Ten seconds before 6 p.m. on Nov. 21, 1960, a countdown began on Mount Washington complete with Santa Claus to usher in the holiday shopping season.
At exactly 6 p.m., “switches will yank on the lights,” the Post-Gazette wrote.
And, thus, a holiday season Light Up Night was born!
The first Light Up Night was a “harbinger,” the PG said on Nov. 22.
The Pittsburgh Press shared this photo, below, of Santa in its Nov. 22 edition.
The Golden Triangle Association and the Building Owners and Managers Association sponsored an amateur photographer contest for the best photos from the first Light Up Night. Winners received savings bonds.
And, yes, the organizers used a “feminine Santa Claus,” as the PG noted, to promote the event. Patty Cratty was her real name.
In celebration of the 60th anniversary of Pittsburgh’s first Light Up Night, the Pittsburgh Downtown Partnership said national celebrities would come to Pittsburgh to “flip” the ceremonial switch the light Downtown.
“In actuality, building workers physically threw switches in the electrical control rooms of many buildings,” the Pittsburgh Downtown Partnership wrote.
Light Up Night celebrations ran through the 1960s and early ’70s, adding Three Rivers Stadium and other events along the way.
But an energy crisis in the early 1970s meant no celebration for nine years.
Mayor Richard Caliguiri relit the celebration in 1982, proclaiming in a news release that the city has a new skyline “deserves to be highlighted.”
The Pittsburgh Downtown Partnership says WPXI extended an evening newscast to broadcast the lighting of the Horne’s tree.
Perhaps in one of those “true Pittsburgh fashion” things… Light Up Night was traditionally held on Monday nights until 1990 when it moved to Fridays. In 2021, the event will move to Saturdays.

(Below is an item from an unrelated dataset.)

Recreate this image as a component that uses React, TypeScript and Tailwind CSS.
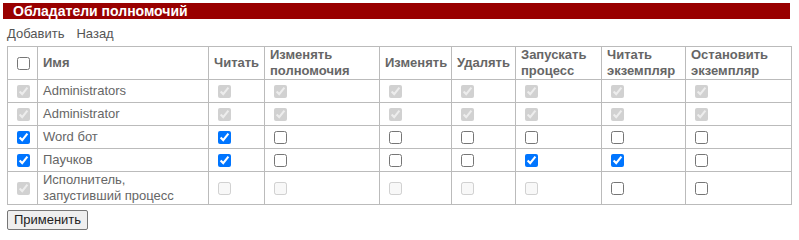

Despite the resurgence of Light Up Night in the early 1980s, some major Downtown department stores were nearing their final years in the 1980s. And, in the years since 1960, shopping malls had continued growing, leaving Downtown shopping districts in an eventual state of panic.
Gimbels closed in 1986. Horne’s closed in 1994. Kaufmann’s closed in 2005 and became Macy’s, which closed its Downtown location in 2015.
Those closures didn’t stop Light Up Night or crowds from ringing in the holidays. The Pittsburgh Downtown Partnership estimates that 25,000 people celebrated Light Up Night in 1997. That number hit 500,000 by 2016.
Though no event was held in 2020 due to the ongoing pandemic, the Horne’s tree was still lit and other holiday season decorations still lit Downtown streets.